→ Information supplied:
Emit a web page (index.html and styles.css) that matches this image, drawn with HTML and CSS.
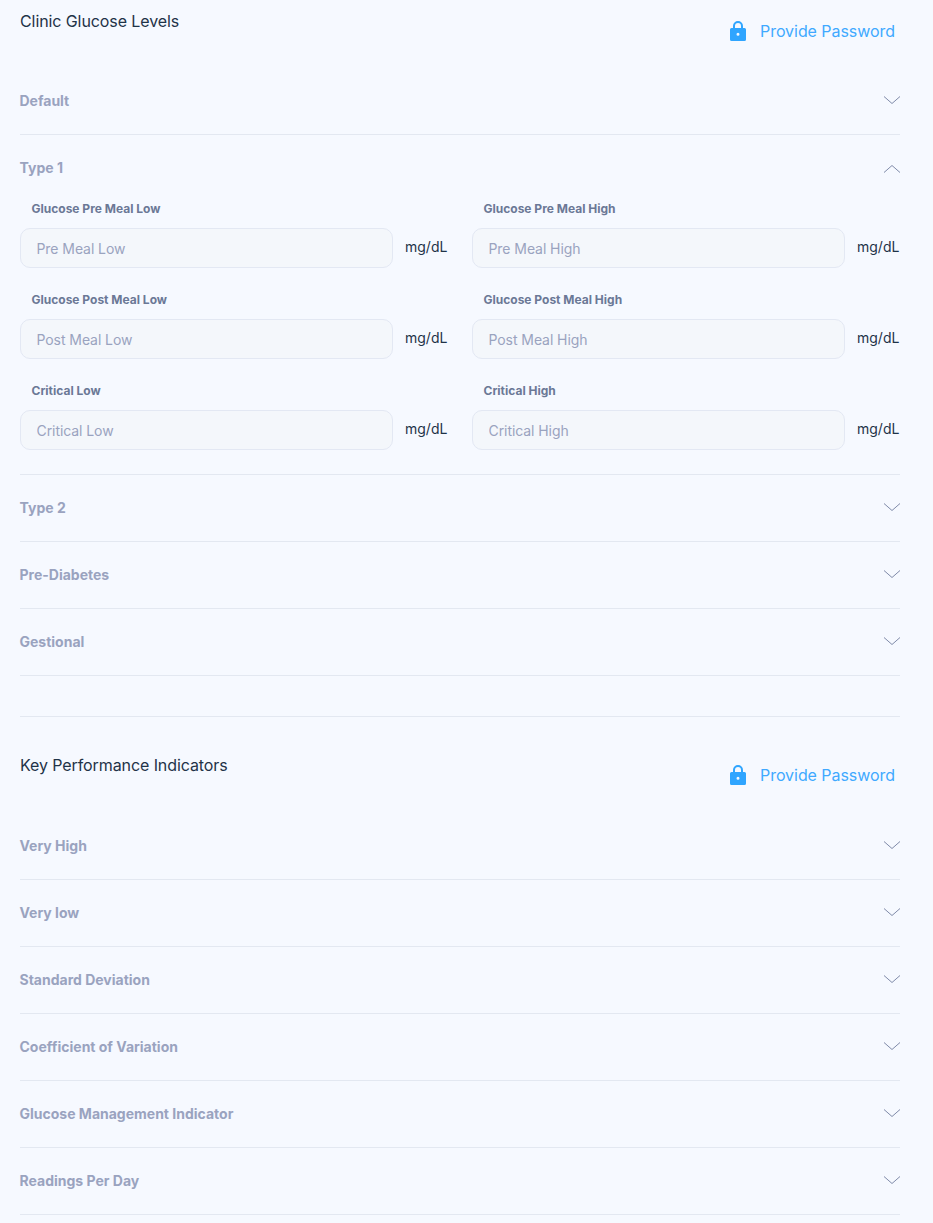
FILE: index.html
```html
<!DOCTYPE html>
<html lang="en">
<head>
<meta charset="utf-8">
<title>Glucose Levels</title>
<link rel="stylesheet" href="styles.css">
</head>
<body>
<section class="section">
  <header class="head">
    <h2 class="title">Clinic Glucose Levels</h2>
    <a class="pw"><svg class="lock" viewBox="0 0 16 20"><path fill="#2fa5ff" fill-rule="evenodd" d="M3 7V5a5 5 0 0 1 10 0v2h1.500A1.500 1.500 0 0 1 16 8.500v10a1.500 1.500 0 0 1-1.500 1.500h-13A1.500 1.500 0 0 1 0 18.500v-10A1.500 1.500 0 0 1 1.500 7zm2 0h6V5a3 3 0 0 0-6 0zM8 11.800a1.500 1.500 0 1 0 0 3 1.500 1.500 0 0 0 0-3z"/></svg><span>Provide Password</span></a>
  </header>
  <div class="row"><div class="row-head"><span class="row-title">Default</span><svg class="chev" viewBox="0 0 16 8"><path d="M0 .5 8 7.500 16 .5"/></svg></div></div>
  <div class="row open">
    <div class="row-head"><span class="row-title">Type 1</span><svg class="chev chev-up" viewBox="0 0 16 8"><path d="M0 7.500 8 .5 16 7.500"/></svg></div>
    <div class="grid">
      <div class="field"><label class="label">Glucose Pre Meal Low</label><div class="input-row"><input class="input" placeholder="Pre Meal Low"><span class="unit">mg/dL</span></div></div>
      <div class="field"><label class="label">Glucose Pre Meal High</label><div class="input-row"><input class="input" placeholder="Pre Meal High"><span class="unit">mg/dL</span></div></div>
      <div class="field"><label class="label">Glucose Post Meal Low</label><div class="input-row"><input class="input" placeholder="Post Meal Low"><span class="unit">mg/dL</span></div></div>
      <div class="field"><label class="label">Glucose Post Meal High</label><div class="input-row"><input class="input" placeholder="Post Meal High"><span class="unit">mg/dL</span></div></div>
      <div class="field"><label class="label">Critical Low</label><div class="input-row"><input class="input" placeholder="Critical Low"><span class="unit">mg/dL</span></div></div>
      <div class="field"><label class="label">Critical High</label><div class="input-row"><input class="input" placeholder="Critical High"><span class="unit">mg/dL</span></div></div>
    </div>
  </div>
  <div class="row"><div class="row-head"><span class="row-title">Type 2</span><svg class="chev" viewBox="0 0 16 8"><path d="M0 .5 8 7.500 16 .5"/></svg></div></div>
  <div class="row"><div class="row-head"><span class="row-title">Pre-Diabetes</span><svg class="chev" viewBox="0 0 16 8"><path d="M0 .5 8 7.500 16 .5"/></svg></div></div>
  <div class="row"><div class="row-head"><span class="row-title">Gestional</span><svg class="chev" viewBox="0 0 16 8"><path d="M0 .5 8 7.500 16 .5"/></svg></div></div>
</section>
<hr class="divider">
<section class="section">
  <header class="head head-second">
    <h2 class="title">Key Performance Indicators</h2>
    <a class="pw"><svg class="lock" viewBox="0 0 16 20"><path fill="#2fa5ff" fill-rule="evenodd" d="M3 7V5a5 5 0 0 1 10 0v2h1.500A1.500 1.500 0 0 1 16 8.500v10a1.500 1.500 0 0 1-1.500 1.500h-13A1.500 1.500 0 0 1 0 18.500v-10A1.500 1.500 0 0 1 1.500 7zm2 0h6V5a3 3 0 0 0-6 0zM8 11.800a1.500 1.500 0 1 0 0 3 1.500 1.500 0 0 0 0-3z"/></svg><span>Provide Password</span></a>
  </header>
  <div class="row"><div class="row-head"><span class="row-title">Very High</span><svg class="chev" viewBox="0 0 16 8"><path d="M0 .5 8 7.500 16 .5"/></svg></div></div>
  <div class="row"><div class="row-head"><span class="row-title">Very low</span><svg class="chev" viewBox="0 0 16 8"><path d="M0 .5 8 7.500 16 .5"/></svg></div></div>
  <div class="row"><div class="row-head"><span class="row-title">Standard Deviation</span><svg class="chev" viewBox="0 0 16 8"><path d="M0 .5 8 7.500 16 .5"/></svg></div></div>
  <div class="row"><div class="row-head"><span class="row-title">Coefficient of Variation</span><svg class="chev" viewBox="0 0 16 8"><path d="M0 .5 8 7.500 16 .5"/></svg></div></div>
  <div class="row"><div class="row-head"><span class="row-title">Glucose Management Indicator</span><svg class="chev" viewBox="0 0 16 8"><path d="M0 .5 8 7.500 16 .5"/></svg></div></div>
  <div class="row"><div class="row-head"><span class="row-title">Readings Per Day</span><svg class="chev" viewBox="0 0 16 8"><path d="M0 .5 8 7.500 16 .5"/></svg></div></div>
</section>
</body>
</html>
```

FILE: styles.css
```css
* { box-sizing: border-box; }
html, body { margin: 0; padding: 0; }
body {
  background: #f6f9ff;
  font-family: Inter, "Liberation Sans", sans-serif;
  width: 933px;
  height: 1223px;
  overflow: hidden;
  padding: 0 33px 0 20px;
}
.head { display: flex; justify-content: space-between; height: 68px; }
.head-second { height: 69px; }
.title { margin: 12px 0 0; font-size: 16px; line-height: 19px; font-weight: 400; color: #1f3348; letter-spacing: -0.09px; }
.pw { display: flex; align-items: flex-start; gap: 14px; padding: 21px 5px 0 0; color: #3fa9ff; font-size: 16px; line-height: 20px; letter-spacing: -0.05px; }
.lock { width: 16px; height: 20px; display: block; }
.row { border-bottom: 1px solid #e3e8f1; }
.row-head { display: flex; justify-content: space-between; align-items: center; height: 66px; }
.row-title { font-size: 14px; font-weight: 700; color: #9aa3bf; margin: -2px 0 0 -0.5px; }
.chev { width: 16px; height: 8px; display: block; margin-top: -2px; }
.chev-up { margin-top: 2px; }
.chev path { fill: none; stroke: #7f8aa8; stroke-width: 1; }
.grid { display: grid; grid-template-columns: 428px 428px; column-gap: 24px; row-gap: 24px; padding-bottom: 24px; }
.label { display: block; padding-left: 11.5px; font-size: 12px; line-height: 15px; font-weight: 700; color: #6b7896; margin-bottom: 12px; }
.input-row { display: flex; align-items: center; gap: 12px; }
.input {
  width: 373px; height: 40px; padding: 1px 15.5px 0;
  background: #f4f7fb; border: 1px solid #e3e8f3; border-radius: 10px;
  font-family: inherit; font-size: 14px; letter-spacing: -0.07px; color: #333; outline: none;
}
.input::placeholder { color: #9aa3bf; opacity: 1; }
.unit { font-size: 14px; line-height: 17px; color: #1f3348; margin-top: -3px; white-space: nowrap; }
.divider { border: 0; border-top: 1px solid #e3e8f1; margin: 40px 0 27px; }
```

→ Your task:
Without the pictures, copy the material exactly as given.

→ Finished task:
Emit a web page (index.html and styles.css) that matches this image, drawn with HTML and CSS.
FILE: index.html
```html
<!DOCTYPE html>
<html lang="en">
<head>
<meta charset="utf-8">
<title>Glucose Levels</title>
<link rel="stylesheet" href="styles.css">
</head>
<body>
<section class="section">
  <header class="head">
    <h2 class="title">Clinic Glucose Levels</h2>
    <a class="pw"><svg class="lock" viewBox="0 0 16 20"><path fill="#2fa5ff" fill-rule="evenodd" d="M3 7V5a5 5 0 0 1 10 0v2h1.500A1.500 1.500 0 0 1 16 8.500v10a1.500 1.500 0 0 1-1.500 1.500h-13A1.500 1.500 0 0 1 0 18.500v-10A1.500 1.500 0 0 1 1.500 7zm2 0h6V5a3 3 0 0 0-6 0zM8 11.800a1.500 1.500 0 1 0 0 3 1.500 1.500 0 0 0 0-3z"/></svg><span>Provide Password</span></a>
  </header>
  <div class="row"><div class="row-head"><span class="row-title">Default</span><svg class="chev" viewBox="0 0 16 8"><path d="M0 .5 8 7.500 16 .5"/></svg></div></div>
  <div class="row open">
    <div class="row-head"><span class="row-title">Type 1</span><svg class="chev chev-up" viewBox="0 0 16 8"><path d="M0 7.500 8 .5 16 7.500"/></svg></div>
    <div class="grid">
      <div class="field"><label class="label">Glucose Pre Meal Low</label><div class="input-row"><input class="input" placeholder="Pre Meal Low"><span class="unit">mg/dL</span></div></div>
      <div class="field"><label class="label">Glucose Pre Meal High</label><div class="input-row"><input class="input" placeholder="Pre Meal High"><span class="unit">mg/dL</span></div></div>
      <div class="field"><label class="label">Glucose Post Meal Low</label><div class="input-row"><input class="input" placeholder="Post Meal Low"><span class="unit">mg/dL</span></div></div>
      <div class="field"><label class="label">Glucose Post Meal High</label><div class="input-row"><input class="input" placeholder="Post Meal High"><span class="unit">mg/dL</span></div></div>
      <div class="field"><label class="label">Critical Low</label><div class="input-row"><input class="input" placeholder="Critical Low"><span class="unit">mg/dL</span></div></div>
      <div class="field"><label class="label">Critical High</label><div class="input-row"><input class="input" placeholder="Critical High"><span class="unit">mg/dL</span></div></div>
    </div>
  </div>
  <div class="row"><div class="row-head"><span class="row-title">Type 2</span><svg class="chev" viewBox="0 0 16 8"><path d="M0 .5 8 7.500 16 .5"/></svg></div></div>
  <div class="row"><div class="row-head"><span class="row-title">Pre-Diabetes</span><svg class="chev" viewBox="0 0 16 8"><path d="M0 .5 8 7.500 16 .5"/></svg></div></div>
  <div class="row"><div class="row-head"><span class="row-title">Gestional</span><svg class="chev" viewBox="0 0 16 8"><path d="M0 .5 8 7.500 16 .5"/></svg></div></div>
</section>
<hr class="divider">
<section class="section">
  <header class="head head-second">
    <h2 class="title">Key Performance Indicators</h2>
    <a class="pw"><svg class="lock" viewBox="0 0 16 20"><path fill="#2fa5ff" fill-rule="evenodd" d="M3 7V5a5 5 0 0 1 10 0v2h1.500A1.500 1.500 0 0 1 16 8.500v10a1.500 1.500 0 0 1-1.500 1.500h-13A1.500 1.500 0 0 1 0 18.500v-10A1.500 1.500 0 0 1 1.500 7zm2 0h6V5a3 3 0 0 0-6 0zM8 11.800a1.500 1.500 0 1 0 0 3 1.500 1.500 0 0 0 0-3z"/></svg><span>Provide Password</span></a>
  </header>
  <div class="row"><div class="row-head"><span class="row-title">Very High</span><svg class="chev" viewBox="0 0 16 8"><path d="M0 .5 8 7.500 16 .5"/></svg></div></div>
  <div class="row"><div class="row-head"><span class="row-title">Very low</span><svg class="chev" viewBox="0 0 16 8"><path d="M0 .5 8 7.500 16 .5"/></svg></div></div>
  <div class="row"><div class="row-head"><span class="row-title">Standard Deviation</span><svg class="chev" viewBox="0 0 16 8"><path d="M0 .5 8 7.500 16 .5"/></svg></div></div>
  <div class="row"><div class="row-head"><span class="row-title">Coefficient of Variation</span><svg class="chev" viewBox="0 0 16 8"><path d="M0 .5 8 7.500 16 .5"/></svg></div></div>
  <div class="row"><div class="row-head"><span class="row-title">Glucose Management Indicator</span><svg class="chev" viewBox="0 0 16 8"><path d="M0 .5 8 7.500 16 .5"/></svg></div></div>
  <div class="row"><div class="row-head"><span class="row-title">Readings Per Day</span><svg class="chev" viewBox="0 0 16 8"><path d="M0 .5 8 7.500 16 .5"/></svg></div></div>
</section>
</body>
</html>
```

FILE: styles.css
```css
* { box-sizing: border-box; }
html, body { margin: 0; padding: 0; }
body {
  background: #f6f9ff;
  font-family: Inter, "Liberation Sans", sans-serif;
  width: 933px;
  height: 1223px;
  overflow: hidden;
  padding: 0 33px 0 20px;
}
.head { display: flex; justify-content: space-between; height: 68px; }
.head-second { height: 69px; }
.title { margin: 12px 0 0; font-size: 16px; line-height: 19px; font-weight: 400; color: #1f3348; letter-spacing: -0.09px; }
.pw { display: flex; align-items: flex-start; gap: 14px; padding: 21px 5px 0 0; color: #3fa9ff; font-size: 16px; line-height: 20px; letter-spacing: -0.05px; }
.lock { width: 16px; height: 20px; display: block; }
.row { border-bottom: 1px solid #e3e8f1; }
.row-head { display: flex; justify-content: space-between; align-items: center; height: 66px; }
.row-title { font-size: 14px; font-weight: 700; color: #9aa3bf; margin: -2px 0 0 -0.5px; }
.chev { width: 16px; height: 8px; display: block; margin-top: -2px; }
.chev-up { margin-top: 2px; }
.chev path { fill: none; stroke: #7f8aa8; stroke-width: 1; }
.grid { display: grid; grid-template-columns: 428px 428px; column-gap: 24px; row-gap: 24px; padding-bottom: 24px; }
.label { display: block; padding-left: 11.5px; font-size: 12px; line-height: 15px; font-weight: 700; color: #6b7896; margin-bottom: 12px; }
.input-row { display: flex; align-items: center; gap: 12px; }
.input {
  width: 373px; height: 40px; padding: 1px 15.5px 0;
  background: #f4f7fb; border: 1px solid #e3e8f3; border-radius: 10px;
  font-family: inherit; font-size: 14px; letter-spacing: -0.07px; color: #333; outline: none;
}
.input::placeholder { color: #9aa3bf; opacity: 1; }
.unit { font-size: 14px; line-height: 17px; color: #1f3348; margin-top: -3px; white-space: nowrap; }
.divider { border: 0; border-top: 1px solid #e3e8f1; margin: 40px 0 27px; }
```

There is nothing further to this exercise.